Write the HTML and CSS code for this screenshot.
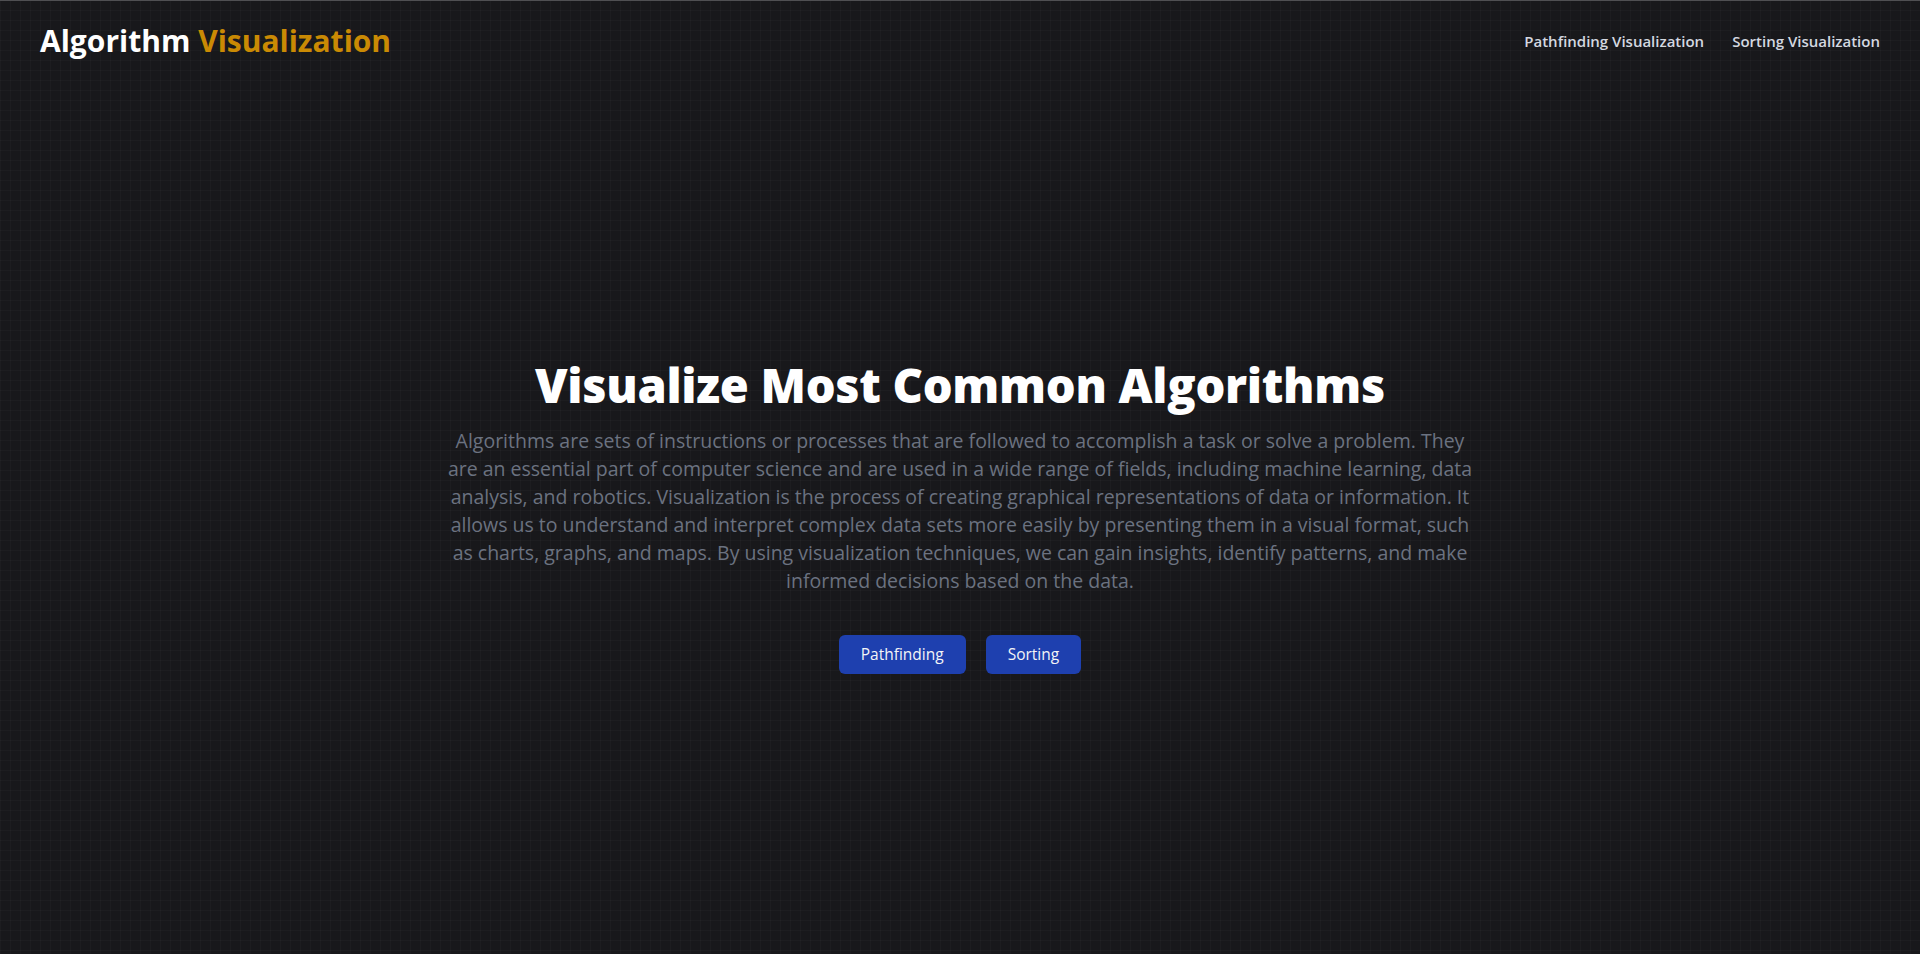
FILE: index.html
```html
<!DOCTYPE html>
<html lang="en">
<head>
<meta charset="utf-8">
<title>Algorithm Visualization</title>
<link rel="stylesheet" href="styles.css">
</head>
<body>
<div class="page">
  <header class="header">
    <a class="brand" href="#">Algorithm <span class="brand-accent">Visualization</span></a>
    <nav class="nav">
      <a class="nav-link" href="#">Pathfinding Visualization</a>
      <a class="nav-link" href="#">Sorting Visualization</a>
    </nav>
  </header>
  <main class="hero">
    <h1 class="hero-title">Visualize Most Common Algorithms</h1>
    <p class="hero-text">Algorithms are sets of instructions or processes that are followed to accomplish a task or solve a problem. They<br>are an essential part of computer science and are used in a wide range of fields, including machine learning, data<br>analysis, and robotics. Visualization is the process of creating graphical representations of data or information. It<br>allows us to understand and interpret complex data sets more easily by presenting them in a visual format, such<br>as charts, graphs, and maps. By using visualization techniques, we can gain insights, identify patterns, and make<br>informed decisions based on the data.</p>
    <div class="actions">
      <a class="btn" href="#">Pathfinding</a>
      <a class="btn" href="#">Sorting</a>
    </div>
  </main>
</div>
</body>
</html>
```
FILE: styles.css
```css
* { box-sizing: border-box; }
html, body { margin: 0; padding: 0; height: 100%; }
body {
  font-family: "Open Sans", "Noto Sans", sans-serif;
  background-color: #18181b;
  background-image:
    linear-gradient(rgba(255,255,255,0.025) 1px, transparent 1px),
    linear-gradient(90deg, rgba(255,255,255,0.025) 1px, transparent 1px);
  background-size: 10px 10px;
  color: #fff;
  border-top: 1px solid #4f4f52;
}
a { text-decoration: none; color: inherit; }
.page {
  height: calc(100vh - 1px);
  display: flex;
  flex-direction: column;
}
.header {
  height: 79px;
  display: flex;
  align-items: center;
  justify-content: space-between;
  padding: 0 40px;
}
.brand {
  font-size: 30px;
  font-weight: 700;
  color: #ffffff;
  letter-spacing: 0;
}
.brand-accent { color: #ca8a04; }
.nav { display: flex; gap: 28px; }
.nav-link {
  font-size: 15px;
  font-weight: 600;
  color: #d4d8e0;
  letter-spacing: 0;
}
.hero {
  flex: 1;
  display: flex;
  flex-direction: column;
  align-items: center;
  justify-content: center;
  text-align: center;
}
.hero-title {
  margin: 0;
  font-size: 47px;
  line-height: 48px;
  font-weight: 800;
  letter-spacing: -0.3px;
}
.hero-text {
  margin: 18px 0 0;
  max-width: 1080px;
  font-size: 19.5px;
  line-height: 28px;
  color: #6b7280;
  letter-spacing: 0;
}
.actions {
  margin-top: 40px;
  display: flex;
  gap: 20px;
}
.btn {
  background: #1e40af;
  color: #f3f4f6;
  font-size: 15.5px;
  line-height: 23px;
  padding: 8px 22px;
  border-radius: 6px;
}
```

•••••

◆ **AIM OF THE EXERCISE**
Reproduce the whole listing word for word, setting aside any pictures.

◆ **TASK RESPONSE**
Write the HTML and CSS code for this screenshot.
FILE: index.html
```html
<!DOCTYPE html>
<html lang="en">
<head>
<meta charset="utf-8">
<title>Algorithm Visualization</title>
<link rel="stylesheet" href="styles.css">
</head>
<body>
<div class="page">
  <header class="header">
    <a class="brand" href="#">Algorithm <span class="brand-accent">Visualization</span></a>
    <nav class="nav">
      <a class="nav-link" href="#">Pathfinding Visualization</a>
      <a class="nav-link" href="#">Sorting Visualization</a>
    </nav>
  </header>
  <main class="hero">
    <h1 class="hero-title">Visualize Most Common Algorithms</h1>
    <p class="hero-text">Algorithms are sets of instructions or processes that are followed to accomplish a task or solve a problem. They<br>are an essential part of computer science and are used in a wide range of fields, including machine learning, data<br>analysis, and robotics. Visualization is the process of creating graphical representations of data or information. It<br>allows us to understand and interpret complex data sets more easily by presenting them in a visual format, such<br>as charts, graphs, and maps. By using visualization techniques, we can gain insights, identify patterns, and make<br>informed decisions based on the data.</p>
    <div class="actions">
      <a class="btn" href="#">Pathfinding</a>
      <a class="btn" href="#">Sorting</a>
    </div>
  </main>
</div>
</body>
</html>
```
FILE: styles.css
```css
* { box-sizing: border-box; }
html, body { margin: 0; padding: 0; height: 100%; }
body {
  font-family: "Open Sans", "Noto Sans", sans-serif;
  background-color: #18181b;
  background-image:
    linear-gradient(rgba(255,255,255,0.025) 1px, transparent 1px),
    linear-gradient(90deg, rgba(255,255,255,0.025) 1px, transparent 1px);
  background-size: 10px 10px;
  color: #fff;
  border-top: 1px solid #4f4f52;
}
a { text-decoration: none; color: inherit; }
.page {
  height: calc(100vh - 1px);
  display: flex;
  flex-direction: column;
}
.header {
  height: 79px;
  display: flex;
  align-items: center;
  justify-content: space-between;
  padding: 0 40px;
}
.brand {
  font-size: 30px;
  font-weight: 700;
  color: #ffffff;
  letter-spacing: 0;
}
.brand-accent { color: #ca8a04; }
.nav { display: flex; gap: 28px; }
.nav-link {
  font-size: 15px;
  font-weight: 600;
  color: #d4d8e0;
  letter-spacing: 0;
}
.hero {
  flex: 1;
  display: flex;
  flex-direction: column;
  align-items: center;
  justify-content: center;
  text-align: center;
}
.hero-title {
  margin: 0;
  font-size: 47px;
  line-height: 48px;
  font-weight: 800;
  letter-spacing: -0.3px;
}
.hero-text {
  margin: 18px 0 0;
  max-width: 1080px;
  font-size: 19.5px;
  line-height: 28px;
  color: #6b7280;
  letter-spacing: 0;
}
.actions {
  margin-top: 40px;
  display: flex;
  gap: 20px;
}
.btn {
  background: #1e40af;
  color: #f3f4f6;
  font-size: 15.5px;
  line-height: 23px;
  padding: 8px 22px;
  border-radius: 6px;
}
```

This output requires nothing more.